__Set task__
Below is a listing to transcribe in full and exactly; keep the pictures out.

########################################

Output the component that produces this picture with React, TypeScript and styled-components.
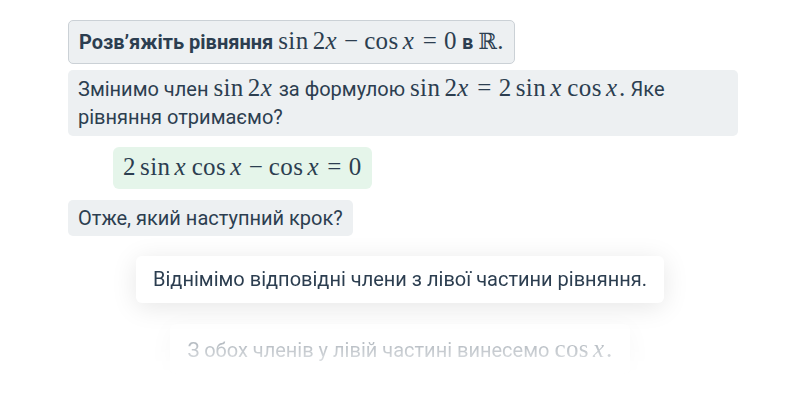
import styled, { createGlobalStyle } from 'styled-components';

const GlobalStyle = createGlobalStyle`
  body {
    margin: 0;
    background: #ffffff;
    font-family: Roboto, "Noto Sans", sans-serif;
    color: #2c3e50;
  }
`;

type Kind = 'op' | 'var' | 'num' | 'rel' | 'bin' | 'bb' | 'punct';
type Atom = { t: string; k: Kind };

const kindOf = (t: string): Kind => {
  if (t === 'sin' || t === 'cos') return 'op';
  if (t === 'x') return 'var';
  if (t === '=') return 'rel';
  if (t === '−') return 'bin';
  if (t === 'R') return 'bb';
  if (t === '.') return 'punct';
  return 'num';
};

// spacing before an atom, in em, roughly as TeX does it
const spaceBefore = (prev: Kind | undefined, cur: Kind) => {
  if (!prev) return 0;
  if (cur === 'rel' || prev === 'rel') return 0.2778;
  if (cur === 'bin' || prev === 'bin') return 0.2222;
  if (prev === 'op' || cur === 'op') return 0.1667;
  return 0;
};

const MathExpr = ({ src }: { src: string }) => {
  const atoms: Atom[] = (src.match(/sin|cos|\d+|x|=|−|R|\./g) || []).map((t) => ({ t, k: kindOf(t) }));
  return (
    <MathWrap>
      {atoms.map((a, i) => (
        <MathAtom key={i} $kind={a.k} $space={spaceBefore(atoms[i - 1]?.k, a.k)}>
          {a.k === 'bb' ? 'ℝ' : a.t}
        </MathAtom>
      ))}
    </MathWrap>
  );
};

const MathWrap = styled.span`
  font-family: "Liberation Serif", "DejaVu Serif", serif;
  font-size: 1.25em;
  line-height: 1;
  letter-spacing: 0.015em;
  font-weight: 400;
  white-space: nowrap;
`;

const MathAtom = styled.span<{ $kind: Kind; $space: number }>`
  font-style: ${(p) => (p.$kind === 'var' ? 'italic' : 'normal')};
  font-family: ${(p) => (p.$kind === 'bb' ? '"DejaVu Serif", serif' : 'inherit')};
  font-size: ${(p) => (p.$kind === 'bb' ? '0.9em' : '1em')};
  margin-left: ${(p) => p.$space}em;
  margin-right: ${(p) => (p.$kind === 'var' ? '0.06em' : '0')};
`;

const Page = styled.div`
  width: 800px;
  height: 400px;
  overflow: hidden;
  box-sizing: border-box;
  padding: 20px 0 0 68px;
  display: flex;
  flex-direction: column;
`;

const Thread = styled.div`
  width: 670px;
  display: flex;
  flex-direction: column;
  align-items: flex-start;
`;

const Bubble = styled.div<{ $bordered?: boolean; $gapTop?: number; $padY?: number }>`
  background: #edf0f2;
  border: ${(p) => (p.$bordered ? '1px solid #cbd1d6' : 'none')};
  border-radius: 5px;
  box-sizing: border-box;
  padding: ${(p) => p.$padY ?? 4}px 10px;
  font-size: 20px;
  line-height: 28px;
  color: #2c3e50;
  margin-top: ${(p) => p.$gapTop ?? 0}px;
`;

const Strong = styled.span`
  font-weight: 700;
`;

const Answer = styled.div`
  margin: 11px 0 0 45px;
  background: #e5f5ea;
  border-radius: 6px;
  padding: 6px 10px;
  font-size: 20px;
  line-height: 30px;
  color: #2c3e50;
`;

const Choices = styled.div`
  margin-left: -68px;
  width: 800px;
  display: flex;
  flex-direction: column;
  align-items: center;
  gap: 21px;
  padding-top: 20px;
  -webkit-mask-image: linear-gradient(to bottom, #000 0, #000 108px, transparent 142px);
  mask-image: linear-gradient(to bottom, #000 0, #000 108px, transparent 142px);
`;

const Choice = styled.div<{ $faded?: boolean }>`
  background: #ffffff;
  border-radius: 6px;
  box-shadow: 0 4px 26px rgba(0, 0, 0, 0.1);
  padding: ${(p) => (p.$faded ? '12px 17px 9px' : '9px 17px')};
  font-size: 20px;
  line-height: 29px;
  color: #2c3e50;
  opacity: ${(p) => (p.$faded ? 0.34 : 1)};
`;

const App = () => (
  <>
    <GlobalStyle />
    <Page>
      <Thread>
        <Bubble $bordered $padY={7}>
          <Strong>Розв’яжіть рівняння</Strong> <MathExpr src="sin 2x − cos x = 0" /> <Strong>в</Strong>{' '}
          <MathExpr src="R." />
        </Bubble>
        <Bubble $gapTop={6} $padY={5}>
          Змінимо член <MathExpr src="sin 2x" /> за формулою <MathExpr src="sin 2x = 2 sin x cos x." /> Яке
          рівняння отримаємо?
        </Bubble>
        <Answer>
          <MathExpr src="2 sin x cos x − cos x = 0" />
        </Answer>
        <Bubble $gapTop={11}>Отже, який наступний крок?</Bubble>
      </Thread>
      <Choices>
        <Choice>Віднімімо відповідні члени з лівої частини рівняння.</Choice>
        <Choice $faded>
          З обох членів у лівій частині винесемо <MathExpr src="cos x." />
        </Choice>
      </Choices>
    </Page>
  </>
);

export default App;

########################################

__Solution to this task__
Output the component that produces this picture with React, TypeScript and styled-components.
import styled, { createGlobalStyle } from 'styled-components';

const GlobalStyle = createGlobalStyle`
  body {
    margin: 0;
    background: #ffffff;
    font-family: Roboto, "Noto Sans", sans-serif;
    color: #2c3e50;
  }
`;

type Kind = 'op' | 'var' | 'num' | 'rel' | 'bin' | 'bb' | 'punct';
type Atom = { t: string; k: Kind };

const kindOf = (t: string): Kind => {
  if (t === 'sin' || t === 'cos') return 'op';
  if (t === 'x') return 'var';
  if (t === '=') return 'rel';
  if (t === '−') return 'bin';
  if (t === 'R') return 'bb';
  if (t === '.') return 'punct';
  return 'num';
};

// spacing before an atom, in em, roughly as TeX does it
const spaceBefore = (prev: Kind | undefined, cur: Kind) => {
  if (!prev) return 0;
  if (cur === 'rel' || prev === 'rel') return 0.2778;
  if (cur === 'bin' || prev === 'bin') return 0.2222;
  if (prev === 'op' || cur === 'op') return 0.1667;
  return 0;
};

const MathExpr = ({ src }: { src: string }) => {
  const atoms: Atom[] = (src.match(/sin|cos|\d+|x|=|−|R|\./g) || []).map((t) => ({ t, k: kindOf(t) }));
  return (
    <MathWrap>
      {atoms.map((a, i) => (
        <MathAtom key={i} $kind={a.k} $space={spaceBefore(atoms[i - 1]?.k, a.k)}>
          {a.k === 'bb' ? 'ℝ' : a.t}
        </MathAtom>
      ))}
    </MathWrap>
  );
};

const MathWrap = styled.span`
  font-family: "Liberation Serif", "DejaVu Serif", serif;
  font-size: 1.25em;
  line-height: 1;
  letter-spacing: 0.015em;
  font-weight: 400;
  white-space: nowrap;
`;

const MathAtom = styled.span<{ $kind: Kind; $space: number }>`
  font-style: ${(p) => (p.$kind === 'var' ? 'italic' : 'normal')};
  font-family: ${(p) => (p.$kind === 'bb' ? '"DejaVu Serif", serif' : 'inherit')};
  font-size: ${(p) => (p.$kind === 'bb' ? '0.9em' : '1em')};
  margin-left: ${(p) => p.$space}em;
  margin-right: ${(p) => (p.$kind === 'var' ? '0.06em' : '0')};
`;

const Page = styled.div`
  width: 800px;
  height: 400px;
  overflow: hidden;
  box-sizing: border-box;
  padding: 20px 0 0 68px;
  display: flex;
  flex-direction: column;
`;

const Thread = styled.div`
  width: 670px;
  display: flex;
  flex-direction: column;
  align-items: flex-start;
`;

const Bubble = styled.div<{ $bordered?: boolean; $gapTop?: number; $padY?: number }>`
  background: #edf0f2;
  border: ${(p) => (p.$bordered ? '1px solid #cbd1d6' : 'none')};
  border-radius: 5px;
  box-sizing: border-box;
  padding: ${(p) => p.$padY ?? 4}px 10px;
  font-size: 20px;
  line-height: 28px;
  color: #2c3e50;
  margin-top: ${(p) => p.$gapTop ?? 0}px;
`;

const Strong = styled.span`
  font-weight: 700;
`;

const Answer = styled.div`
  margin: 11px 0 0 45px;
  background: #e5f5ea;
  border-radius: 6px;
  padding: 6px 10px;
  font-size: 20px;
  line-height: 30px;
  color: #2c3e50;
`;

const Choices = styled.div`
  margin-left: -68px;
  width: 800px;
  display: flex;
  flex-direction: column;
  align-items: center;
  gap: 21px;
  padding-top: 20px;
  -webkit-mask-image: linear-gradient(to bottom, #000 0, #000 108px, transparent 142px);
  mask-image: linear-gradient(to bottom, #000 0, #000 108px, transparent 142px);
`;

const Choice = styled.div<{ $faded?: boolean }>`
  background: #ffffff;
  border-radius: 6px;
  box-shadow: 0 4px 26px rgba(0, 0, 0, 0.1);
  padding: ${(p) => (p.$faded ? '12px 17px 9px' : '9px 17px')};
  font-size: 20px;
  line-height: 29px;
  color: #2c3e50;
  opacity: ${(p) => (p.$faded ? 0.34 : 1)};
`;

const App = () => (
  <>
    <GlobalStyle />
    <Page>
      <Thread>
        <Bubble $bordered $padY={7}>
          <Strong>Розв’яжіть рівняння</Strong> <MathExpr src="sin 2x − cos x = 0" /> <Strong>в</Strong>{' '}
          <MathExpr src="R." />
        </Bubble>
        <Bubble $gapTop={6} $padY={5}>
          Змінимо член <MathExpr src="sin 2x" /> за формулою <MathExpr src="sin 2x = 2 sin x cos x." /> Яке
          рівняння отримаємо?
        </Bubble>
        <Answer>
          <MathExpr src="2 sin x cos x − cos x = 0" />
        </Answer>
        <Bubble $gapTop={11}>Отже, який наступний крок?</Bubble>
      </Thread>
      <Choices>
        <Choice>Віднімімо відповідні члени з лівої частини рівняння.</Choice>
        <Choice $faded>
          З обох членів у лівій частині винесемо <MathExpr src="cos x." />
        </Choice>
      </Choices>
    </Page>
  </>
);

export default App;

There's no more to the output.